— START OF Data section —

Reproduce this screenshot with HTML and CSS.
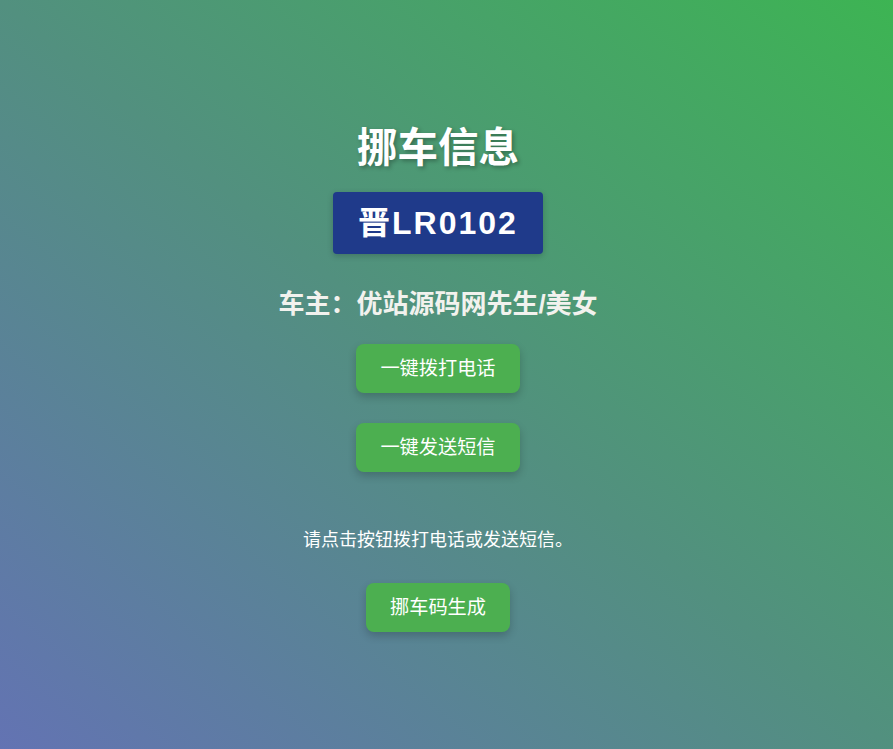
FILE: index.html
```html
<!DOCTYPE html>
<html lang="zh-CN">
<head>
    <meta charset="UTF-8">
    <meta name="viewport" content="width=device-width, initial-scale=1.0">
    <title>挪车信息</title>
    <link rel="stylesheet" href="styles.css">
</head>
<body>
    <div class="container">
        <h1 class="title">挪车信息</h1>
        <div class="plate">晋LR0102</div>
        <div class="owner">车主：优站源码网先生/美女</div>
        <button class="btn">一键拨打电话</button>
        <button class="btn second">一键发送短信</button>
        <p class="tip">请点击按钮拨打电话或发送短信。</p>
        <button class="btn">挪车码生成</button>
    </div>
</body>
</html>
```

FILE: styles.css
```css
html, body {
    height: 100%;
}
body {
    margin: 0;
    padding-right: 17px;
    font-family: 'Liberation Sans', 'Noto Sans CJK SC', sans-serif;
    background: linear-gradient(to top right, #6373b3, #52907f 50%, #3db453);
    color: #ffffff;
    display: flex;
    align-items: center;
    justify-content: center;
    overflow: hidden;
}
.container {
    display: flex;
    flex-direction: column;
    align-items: center;
    margin-top: 7px;
}
.title {
    margin: 0;
    font-size: 40.5px;
    line-height: 48px;
    font-weight: bold;
    text-shadow: 2px 2px 4px rgba(0, 0, 0, 0.3);
}
.plate {
    margin-top: 20px;
    background-color: #1f3a8a;
    padding: 12px 25px;
    font-size: 32px;
    line-height: 38px;
    font-weight: bold;
    letter-spacing: 2px;
    border-radius: 4px;
    box-shadow: 0 2px 6px rgba(0, 0, 0, 0.2);
}
.owner {
    margin-top: 33px;
    font-size: 26px;
    line-height: 34px;
    font-weight: bold;
    color: #f2f2ee;
}
.btn {
    margin-top: 23px;
    background-color: #4caf50;
    color: #ffffff;
    border: none;
    border-radius: 8px;
    padding: 12px 24px;
    font-family: inherit;
    font-size: 19.2px;
    line-height: 25px;
    box-shadow: 0 4px 8px rgba(0, 0, 0, 0.2);
    cursor: pointer;
}
.btn.second {
    margin-top: 30px;
}
.tip {
    margin: 56px 0 30px;
    font-size: 18px;
    line-height: 25px;
}
.tip + .btn {
    margin-top: 0;
}
```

— END OF Data section —

Job>
Images should not appear in the copy; retype the listing above exactly.

Correct response>
Reproduce this screenshot with HTML and CSS.
FILE: index.html
```html
<!DOCTYPE html>
<html lang="zh-CN">
<head>
    <meta charset="UTF-8">
    <meta name="viewport" content="width=device-width, initial-scale=1.0">
    <title>挪车信息</title>
    <link rel="stylesheet" href="styles.css">
</head>
<body>
    <div class="container">
        <h1 class="title">挪车信息</h1>
        <div class="plate">晋LR0102</div>
        <div class="owner">车主：优站源码网先生/美女</div>
        <button class="btn">一键拨打电话</button>
        <button class="btn second">一键发送短信</button>
        <p class="tip">请点击按钮拨打电话或发送短信。</p>
        <button class="btn">挪车码生成</button>
    </div>
</body>
</html>
```

FILE: styles.css
```css
html, body {
    height: 100%;
}
body {
    margin: 0;
    padding-right: 17px;
    font-family: 'Liberation Sans', 'Noto Sans CJK SC', sans-serif;
    background: linear-gradient(to top right, #6373b3, #52907f 50%, #3db453);
    color: #ffffff;
    display: flex;
    align-items: center;
    justify-content: center;
    overflow: hidden;
}
.container {
    display: flex;
    flex-direction: column;
    align-items: center;
    margin-top: 7px;
}
.title {
    margin: 0;
    font-size: 40.5px;
    line-height: 48px;
    font-weight: bold;
    text-shadow: 2px 2px 4px rgba(0, 0, 0, 0.3);
}
.plate {
    margin-top: 20px;
    background-color: #1f3a8a;
    padding: 12px 25px;
    font-size: 32px;
    line-height: 38px;
    font-weight: bold;
    letter-spacing: 2px;
    border-radius: 4px;
    box-shadow: 0 2px 6px rgba(0, 0, 0, 0.2);
}
.owner {
    margin-top: 33px;
    font-size: 26px;
    line-height: 34px;
    font-weight: bold;
    color: #f2f2ee;
}
.btn {
    margin-top: 23px;
    background-color: #4caf50;
    color: #ffffff;
    border: none;
    border-radius: 8px;
    padding: 12px 24px;
    font-family: inherit;
    font-size: 19.2px;
    line-height: 25px;
    box-shadow: 0 4px 8px rgba(0, 0, 0, 0.2);
    cursor: pointer;
}
.btn.second {
    margin-top: 30px;
}
.tip {
    margin: 56px 0 30px;
    font-size: 18px;
    line-height: 25px;
}
.tip + .btn {
    margin-top: 0;
}
```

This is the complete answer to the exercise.